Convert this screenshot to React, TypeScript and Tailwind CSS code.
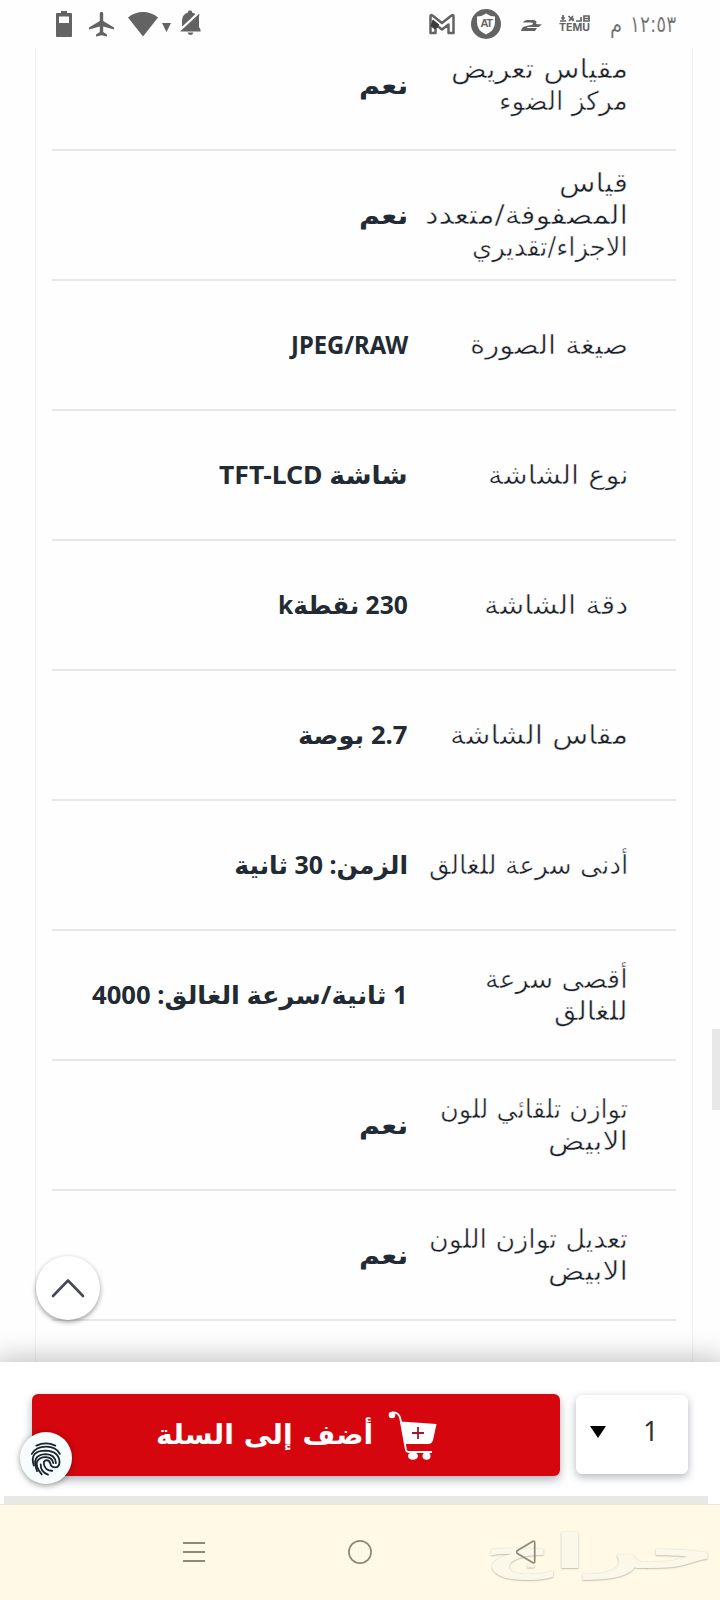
import { useLayoutEffect, useRef, useState } from "react";

type Line = [text: string, width: number];

/** Scales a single line of text horizontally so that it fills a given width. */
function FitText({ text, width }: { text: string; width: number }) {
  const ref = useRef<HTMLSpanElement>(null);
  const [scale, setScale] = useState(1);
  useLayoutEffect(() => {
    if (ref.current) setScale(width / ref.current.offsetWidth);
  }, [text, width]);
  return (
    <span className="block text-right whitespace-nowrap" style={{ width }}>
      <span ref={ref} className="inline-block origin-right" style={{ transform: `scaleX(${scale})` }}>
        {text}
      </span>
    </span>
  );
}

const rows: { label: Line[]; value: Line }[] = [
  { label: [["مقياس تعريض", 177], ["مركز الضوء", 129]], value: ["نعم", 49] },
  { label: [["قياس", 69], ["المصفوفة/متعدد", 203], ["الاجزاء/تقديري", 156]], value: ["نعم", 49] },
  { label: [["صيغة الصورة", 158]], value: ["JPEG/RAW", 117] },
  { label: [["نوع الشاشة", 140]], value: ["شاشة TFT-LCD", 189] },
  { label: [["دقة الشاشة", 144]], value: ["230 نقطةk", 130] },
  { label: [["مقاس الشاشة", 178]], value: ["2.7 بوصة", 110] },
  { label: [["أدنى سرعة للغالق", 199]], value: ["الزمن: 30 ثانية", 174] },
  { label: [["أقصى سرعة", 143], ["للغالق", 74]], value: ["1 ثانية/سرعة الغالق: 4000", 316] },
  { label: [["توازن تلقائي للون", 188], ["الابيض", 80]], value: ["نعم", 49] },
  { label: [["تعديل توازن اللون", 199], ["الابيض", 80]], value: ["نعم", 49] },
];

function StatusBar() {
  return (
    <header className="relative z-10 flex h-[48px] shrink-0 items-center justify-between bg-[#fefefe] pr-[44px] pl-[56px] text-[#636363]">
      <div className="flex items-center">
        <svg width="16" height="26" viewBox="0 0 16 26" fill="currentColor">
          <path fillRule="evenodd" d="M5 0h6v2h4q1 0 1 1v22q0 1-1 1h-14q-1 0-1-1v-22q0-1 1-1H5zM3 5.500V12h10V5.500z" />
        </svg>
        <svg className="ml-[17px]" width="25" height="26" viewBox="0 0 25 26" fill="currentColor">
          <path d="M10.800 2.500a1.700 1.700 0 0 1 3.400 0V10L25 16.500v2L14.200 15.500V21l3.800 2.500V25.500l-5.500-1.200-5.500 1.200v-2l3.800-2.500v-5.500L0 18.500v-2L10.800 10z" />
        </svg>
        <svg className="ml-[14px]" width="30" height="26" viewBox="0 0 30 26" fill="currentColor">
          <path d="M15 25.500 0 6.500Q6.500 1 15 1t15 5.500z" />
        </svg>
        <svg className="mt-[7px] ml-[4px]" width="9" height="9" viewBox="0 0 9 9" fill="currentColor">
          <path d="M0 0h9L4.500 9z" />
        </svg>
        <svg className="-mt-[2px] ml-[9px]" width="22" height="26" viewBox="0 0 22 26" fill="currentColor">
          <path d="M2 16V10Q2.500 4 8 2.500V1.500Q8 .5 10 .5T12 1.500V2.500q2.500.5 3.600 2L2.800 17z" />
          <path d="M19.500 3.500 0 21.500h20.500v-2L19 17V7zM7.500 22.500h6q-1 2.500-3 2.500t-3-2.500z" />
          <path d="M17.500 3.300 2 17.800" stroke="#fefefe" strokeWidth="1.500" />
        </svg>
      </div>
      <div className="flex items-center">
        <svg width="28" height="22" viewBox="0 0 28 22" fill="none" stroke="currentColor">
          <path d="M2.500 20V3q0-1.500 2-.5L14 10l9.500-7.500q2-1 2 .5v17h-5V11.500L14 16.500l-6.500-5V20z" strokeWidth="2.500" strokeLinejoin="round" />
          <path d="m5 7 6 5-4 4-4-3z" fill="#3c3c3c" stroke="#3c3c3c" />
        </svg>
        <div className="relative ml-[15px] flex h-[30px] w-[30px] items-center justify-center">
          <svg className="absolute inset-0" width="30" height="30" viewBox="0 0 30 30">
            <circle cx="15" cy="15" r="15" fill="currentColor" />
            <path d="M15 4.500q4 3 9 3v6q0 8-9 12-9-4-9-12v-6q5 0 9-3z" fill="#fefefe" />
          </svg>
          <span className="relative -mt-[2px] font-['Liberation_Sans'] text-[11px] leading-none font-bold tracking-[-1.5px]">AT</span>
        </div>
        <svg className="mt-[2px] ml-[20px]" width="21" height="11" viewBox="0 0 21 11" fill="currentColor">
          <path d="M2 2.500Q3 0 6 0h6q3.500 0 3.500 2.500L15 4l6 .5L17.500 7H7.500q-1.500 0-1.500 1h10L14 11H0Q.5 7 4.500 6.200L10 5q2-.5 2-1.500t-2-1z" />
        </svg>
        <div className="mt-[1px] ml-[17px] flex w-[31px] flex-col items-center font-['Inter'] leading-none font-bold">
          <svg width="30" height="7" viewBox="0 0 30 7" fill="none" stroke="currentColor" strokeWidth="1.700">
            <path d="M0 6h6M3 0v5M1 3h4M8.500 1l5 5M13 1 9 6M12 4h2M16 6h5V2M24 1h5v5h-5zM24 3.500h5" />
          </svg>
          <span className="mt-[1px] text-[10.500px]">TEMU</span>
        </div>
        <div dir="rtl" className="ml-[20px] flex gap-[8px] font-['DejaVu_Sans',sans-serif] text-[23px] leading-[32px] text-[#6c6c6c] [-webkit-text-stroke:0.2px_#fefefe]">
          <FitText text="١٢:٥٣" width={46} />
          <FitText text="م" width={12} />
        </div>
      </div>
    </header>
  );
}

function SpecTable() {
  return (
    <main className="mx-[35px] w-[658px] flex-1 overflow-hidden border-x border-[#f0f2f2] px-[16px]">
      <div dir="rtl" className="-mt-[27px]">
        {rows.map(({ label, value }, i) => (
          <div key={i} className="flex h-[130px] items-center border-b-2 border-[#e5e7e7] pr-[48px]">
            <div className="w-[220px] shrink-0 font-['DejaVu_Sans',sans-serif] text-[26px] leading-[32px] text-[#1a2026] [-webkit-text-stroke:0.5px_#fefefe]">
              {label.map(([text, width]) => (
                <FitText key={text} text={text} width={width} />
              ))}
            </div>
            <div className="-mt-[2px] font-['Noto_Sans','DejaVu_Sans',sans-serif] text-[25px] leading-[32px] font-bold text-[#222a33]">
              <FitText text={value[0]} width={value[1]} />
            </div>
          </div>
        ))}
      </div>
    </main>
  );
}

function CartIcon() {
  return (
    <svg width="49" height="49" viewBox="0 0 49 49" fill="white">
      <circle cx="4" cy="4" r="3.300" />
      <path d="M4 1.500q7-1 8.500 7L18 39q.5 2 2.500 2H44" fill="none" stroke="white" strokeWidth="1.800" />
      <path d="M12.500 10.500 48.500 13 45 29q-1 4-5 4H16.500z" />
      <path d="M30 16v12M24 22h12" stroke="#a3152a" strokeWidth="1.800" />
      <ellipse cx="25" cy="45" rx="5" ry="3.800" />
      <ellipse cx="38.500" cy="45" rx="4" ry="3.800" />
    </svg>
  );
}

function FingerprintIcon() {
  return (
    <svg width="32" height="37" viewBox="45 40 96 112" fill="none" stroke="currentColor" strokeWidth="5.500" strokeLinecap="round">
      <path d="M64 57Q93 43 121 57" />
      <path d="M50 82Q62 60 93 60T135 82" />
      <path d="M56 117Q42 72 92 72Q133 74 134 107Q133 123 121 123Q108 123 106 111Q104 101 94 101Q83 103 88 118Q94 134 112 133" />
      <path d="M66 134Q46 85 92 83Q121 84 123 110" />
      <path d="M80 144Q60 120 66 105Q74 91 93 92Q112 93 115 110" />
      <path d="M99 145Q76 136 77 114" />
    </svg>
  );
}

function CartBar() {
  return (
    <section className="relative z-10 flex h-[134px] shrink-0 gap-[16px] bg-white pt-[32px] pl-[32px] shadow-[0_2px_26px_6px_rgba(0,0,0,0.24)]">
      <button className="flex h-[82px] w-[528px] items-center rounded-[6px] bg-[#d6060f] pl-[124px] text-white shadow-[0_4px_10px_rgba(60,70,90,0.4)]">
        <span dir="rtl" className="font-['DejaVu_Sans',sans-serif] text-[27px] leading-[36px] font-bold">
          <FitText text="أضف إلى السلة" width={217} />
        </span>
        <span className="ml-[15px]">
          <CartIcon />
        </span>
      </button>
      <button className="mt-[1px] flex h-[79px] w-[112px] items-center rounded-[6px] bg-white pl-[14px] shadow-[0_3px_8px_rgba(60,70,90,0.4)]">
        <svg className="-mt-[5px]" width="16" height="12" viewBox="0 0 16 12">
          <path d="M0 0h16L8 12z" fill="black" />
        </svg>
        <span className="-mt-[8px] ml-[37px] font-['Noto_Sans'] text-[27px] leading-none text-[#333]">1</span>
      </button>
      <div className="absolute top-[70px] left-[20px] flex h-[52px] w-[52px] items-center justify-center rounded-full bg-[#f7fcff] text-[#1c242c] shadow-[0_1px_6px_rgba(0,0,0,0.4)]">
        <FingerprintIcon />
      </div>
    </section>
  );
}

function NavBar() {
  return (
    <footer className="relative z-20 flex h-[96px] shrink-0 items-center border-t border-[#eee6d0] bg-[#fff9e6] pl-[183px] text-[#8d887b]">
      <div dir="rtl" className="absolute top-[16px] left-[482px] font-['DejaVu_Sans',sans-serif] text-[48px] leading-[60px] font-bold text-[#fbf8ea] [text-shadow:0_1px_1px_#c4c1b4,0_-0.5px_1px_#d0cdc0]">
        <FitText text="حراج" width={234} />
      </div>
      <svg className="relative -mt-[2px]" width="23" height="22" viewBox="0 0 23 22" stroke="currentColor" strokeWidth="1.800">
        <path d="M0 2h22M0 11h22M0 20h22" />
      </svg>
      <svg className="relative -mt-[2px] ml-[142px]" width="24" height="24" viewBox="0 0 24 24" fill="none" stroke="currentColor" strokeWidth="1.700">
        <circle cx="12" cy="12" r="11.100" />
      </svg>
      <svg className="relative -mt-[2px] ml-[144px]" width="20" height="24" viewBox="0 0 20 24" fill="none" stroke="currentColor" strokeWidth="1.700" strokeLinejoin="round">
        <path d="M1.500 10.500 16.500 1.500q2.200-1 2.200 1v19q0 2-2.200 1L1.500 13.500q-2-1.500 0-3z" />
      </svg>
    </footer>
  );
}

export default function App() {
  return (
    <div className="relative flex h-[1600px] w-[720px] flex-col overflow-hidden bg-[#fefefe]">
      <StatusBar />
      <SpecTable />
      <CartBar />
      <div className="relative z-10 h-[8px] shrink-0 bg-white pr-[12px] pl-[4px]">
        <div className="h-full bg-[#e8e8e6]" />
      </div>
      <NavBar />
      <button className="absolute top-[1256px] left-[36px] flex h-[64px] w-[64px] items-center justify-center rounded-full bg-white shadow-[0_2px_5px_rgba(0,0,0,0.4)]">
        <svg width="34" height="20" viewBox="0 0 34 20" fill="none" stroke="#454b54" strokeWidth="2.600" strokeLinecap="round" strokeLinejoin="round">
          <path d="M2 18 17 2.500 32 18" />
        </svg>
      </button>
      <div className="absolute top-[1029px] right-0 h-[81px] w-[8px] bg-[#e8e8e8]" />
    </div>
  );
}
###
#### [WHAT IS NEEDED]
Copy exactly the lines running from the beginning of the listing through the line that has "type Line = [text: string, width: number];". Drop the pictures.

#### [RESPONSE]
Convert this screenshot to React, TypeScript and Tailwind CSS code.
import { useLayoutEffect, useRef, useState } from "react";

type Line = [text: string, width: number];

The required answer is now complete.